Index of Names : China / Periods : China : Republic (1912-1949) / Philosophy : China

Chronology Entries (3)

# Year Text Linked Data
1 1920 Li, Shicen. Nicai si xiang zhi pi pan [ID D18303].
He Lin : Diese Sonderausgabe ist der erste Versuch, Nietzsche im Ganzen dem chinesischen Leser vorzustellen. Li Shicen, Chefredaktor der Zeitschrift Min duo za zhi, ist Herausgeber dieser Ausgabe über Nietzsche. Das Heft enthält Chalatusitela de xu yan übersetzt von Zhang Shudan [Übersetzung von Zarathustras Vorrede] ; Zi ji yu zi shen zhi lei übersetzt von Liu Wenchao [Übersetzung von Teilen Nietzsche, Friedrich.

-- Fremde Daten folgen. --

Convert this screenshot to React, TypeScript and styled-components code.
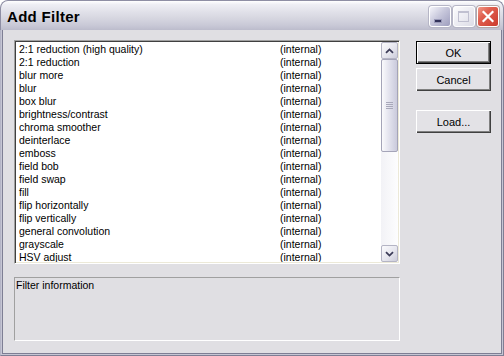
import styled, { createGlobalStyle } from 'styled-components';

const GlobalStyle = createGlobalStyle`
  html, body {
    margin: 0;
    padding: 0;
    background: #ffffff;
  }
  body {
    font-family: "Liberation Sans", Arial, sans-serif;
  }
`;

const filters: string[] = [
  '2:1 reduction (high quality)',
  '2:1 reduction',
  'blur more',
  'blur',
  'box blur',
  'brightness/contrast',
  'chroma smoother',
  'deinterlace',
  'emboss',
  'field bob',
  'field swap',
  'fill',
  'flip horizontally',
  'flip vertically',
  'general convolution',
  'grayscale',
  'HSV adjust',
];

const Chevron = ({ down }: { down?: boolean }) => (
  <svg width="9" height="6" viewBox="0 0 9 6">
    <polyline
      points={down ? '1,1.2 4.5,4.6 8,1.2' : '1,4.8 4.5,1.4 8,4.8'}
      fill="none"
      stroke="#3c3c58"
      strokeWidth="1.8"
    />
  </svg>
);

export default function App() {
  return (
    <>
      <GlobalStyle />
      <Window>
        <TitleBar>
          <Title>Add Filter</Title>
          <CaptionButtons>
            <CaptionButton $variant="min">
              <svg width="20" height="19" viewBox="0 0 20 19">
                <rect x="4.5" y="12.5" width="7" height="3" fill="#32325a" stroke="#9a9ab8" strokeWidth="1" />
              </svg>
            </CaptionButton>
            <CaptionButton $variant="max">
              <svg width="20" height="19" viewBox="0 0 20 19">
                <rect x="4.5" y="4.5" width="10" height="10" fill="none" stroke="#c0c0d0" strokeWidth="1" />
                <rect x="4" y="4" width="11" height="2" fill="#c0c0d0" />
              </svg>
            </CaptionButton>
            <CaptionButton $variant="close">
              <svg width="20" height="19" viewBox="0 0 20 19">
                <path d="M5.5 5 L14.5 14 M14.5 5 L5.5 14" stroke="#ffffff" strokeWidth="2.2" strokeLinecap="square" />
              </svg>
            </CaptionButton>
          </CaptionButtons>
        </TitleBar>
        <Frame>
          <Client>
            <LeftColumn>
              <ListBox>
                <Rows>
                  {filters.map((name) => (
                    <Row key={name}>
                      <span>{name}</span>
                      <span>(internal)</span>
                    </Row>
                  ))}
                </Rows>
                <ScrollBar>
                  <ScrollButton>
                    <Chevron />
                  </ScrollButton>
                  <Thumb>
                    <Grip>
                      <i />
                      <i />
                      <i />
                      <i />
                    </Grip>
                  </Thumb>
                  <Track />
                  <ScrollButton>
                    <Chevron down />
                  </ScrollButton>
                </ScrollBar>
              </ListBox>
              <InfoBox>Filter information</InfoBox>
            </LeftColumn>
            <ButtonColumn>
              <PushButton $isDefault>OK</PushButton>
              <PushButton $space={4}>Cancel</PushButton>
              <PushButton $space={19}>Load...</PushButton>
            </ButtonColumn>
          </Client>
        </Frame>
      </Window>
    </>
  );
}

const Window = styled.div`
  width: 504px;
  height: 356px;
  box-sizing: border-box;
  display: flex;
  flex-direction: column;
  border-radius: 8px 8px 0 0;
  overflow: hidden;
  background: #bdbdcd;
`;

const TitleBar = styled.div`
  height: 30px;
  flex: none;
  box-sizing: border-box;
  display: flex;
  align-items: center;
  justify-content: space-between;
  padding: 0 4px 0 6px;
  border: 1px solid #8e8ea4;
  border-bottom: none;
  border-radius: 8px 8px 0 0;
  background: linear-gradient(
    to bottom,
    #ffffff 0%,
    #eeeef4 12%,
    #e2e2ea 35%,
    #d6d6e0 60%,
    #c8c8d6 85%,
    #bcbccc 100%
  );
`;

const Title = styled.div`
  font-family: "Liberation Sans", Arial, sans-serif;
  font-weight: bold;
  font-size: 15px;
  letter-spacing: 0.3px;
  color: #000000;
  margin-top: 1px;
`;

const CaptionButtons = styled.div`
  display: flex;
  gap: 2px;
  margin-top: 2px;
`;

const CaptionButton = styled.div<{ $variant: 'min' | 'max' | 'close' }>`
  width: 22px;
  height: 21px;
  box-sizing: border-box;
  border-radius: 3px;
  border: 1px solid #ffffff;
  display: flex;
  align-items: center;
  justify-content: center;
  background: ${({ $variant }) =>
    $variant === 'close'
      ? 'linear-gradient(135deg, #f29a8a 0%, #e06050 35%, #cc3a2c 100%)'
      : $variant === 'min'
      ? 'linear-gradient(135deg, #f4f4fa 0%, #c8c8dc 45%, #9e9ebe 100%)'
      : 'linear-gradient(135deg, #fcfcfd 0%, #ececf2 50%, #dcdce6 100%)'};
  box-shadow: ${({ $variant }) =>
    $variant === 'close' ? '0 0 0 1px #b3a6a6' : '0 0 0 1px #b6b6c6'};
`;

const Frame = styled.div`
  flex: 1;
  display: flex;
  padding: 0 1px 1px 1px;
  border-left: 1px solid #b4b4c6;
  border-right: 1px solid #7e7e94;
  border-bottom: 1px solid #7e7e94;
  background: #c6c6d4;
`;

const Client = styled.div`
  flex: 1;
  display: flex;
  gap: 16px;
  padding: 10px 0 0 11px;
  background: #e0dfe3;
  border: 1px solid #7e7e94;
  border-top: none;
`;

const LeftColumn = styled.div`
  width: 386px;
  display: flex;
  flex-direction: column;
  gap: 13px;
`;

const ListBox = styled.div`
  height: 224px;
  box-sizing: border-box;
  display: flex;
  border: 1px solid;
  border-color: #a0a0a0 #ffffff #ffffff #a0a0a0;
  box-shadow: inset 1px 1px 0 #404040, inset -1px -1px 0 #ece9d8;
  padding: 1px;
`;

const Rows = styled.div`
  flex: 1;
  overflow: hidden;
  padding-top: 1px;
  background: #ffffff;
`;

const Row = styled.div`
  display: grid;
  grid-template-columns: 261px 1fr;
  height: 13px;
  line-height: 13px;
  padding-left: 3px;
  font-size: 10.5px;
  color: #000000;
  white-space: nowrap;
`;

const ScrollBar = styled.div`
  width: 17px;
  display: flex;
  flex-direction: column;
  background: linear-gradient(to right, #f2f2f6, #fdfdfe);
`;

const ScrollButton = styled.div`
  height: 17px;
  box-sizing: border-box;
  flex: none;
  display: flex;
  align-items: center;
  justify-content: center;
  border: 1px solid #b4b4c4;
  border-radius: 2px;
  background: linear-gradient(to bottom right, #fbfbfd 0%, #e6e6ee 55%, #ccccda 100%);
`;

const Thumb = styled.div`
  height: 93px;
  flex: none;
  box-sizing: border-box;
  display: flex;
  align-items: center;
  justify-content: center;
  border: 1px solid #a4a4b8;
  border-radius: 2px;
  background: linear-gradient(to right, #fafafc 0%, #e6e6f0 40%, #cacadc 100%);
`;

const Grip = styled.div`
  display: flex;
  flex-direction: column;
  gap: 1px;

  i {
    display: block;
    width: 7px;
    height: 1px;
    background: #a8a8ba;
  }
`;

const Track = styled.div`
  flex: 1;
`;

const InfoBox = styled.div`
  height: 64px;
  box-sizing: border-box;
  padding: 1px 1px;
  border: 1px solid;
  border-color: #a0a0a0 #ffffff #ffffff #a0a0a0;
  font-size: 10.5px;
  line-height: 13px;
  color: #000000;
`;

const ButtonColumn = styled.div`
  width: 75px;
  display: flex;
  flex-direction: column;
  padding-top: 1px;
`;

const PushButton = styled.div<{ $isDefault?: boolean; $space?: number }>`
  width: 75px;
  height: 23px;
  box-sizing: border-box;
  margin-top: ${({ $space }) => $space ?? 0}px;
  display: flex;
  align-items: center;
  justify-content: center;
  font-size: 11px;
  color: #000000;
  background: #e3e2e6;
  border: ${({ $isDefault }) => ($isDefault ? '1px solid #000000' : 'none')};
  box-shadow: inset 1px 1px 0 #ffffff, inset -1px -1px 0 #404040, inset -2px -2px 0 #808080;
`;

Menschliches Allzumenschliches] ; Bai, Shan. Nicai zhuan. [Biographie von Nietzsche] ; S.T.W. Nicai xue shuo zhi jia zhi [Der wahre Wert der Lehren von Nietzsche ; Zhu, Lüyun. Chao ren he wei ren. [Übermenschen und grosse Männer] ; Fu, Sinian. Nicai de zhu shu ji guan yu Nicai yan jiu zhi can kao shu. [Nietzsches Werke und Hilfmittel zur Nietzsche-Forschung].
Die meisten der Beiträge der enthalten vor allem Nietzsches Bezug zu Darwins Evolutionstheorie.
Als Anhang folgt [Mügge, Maximilian]. Nicai zhi yi sheng ji qi si xiang [ID D18349].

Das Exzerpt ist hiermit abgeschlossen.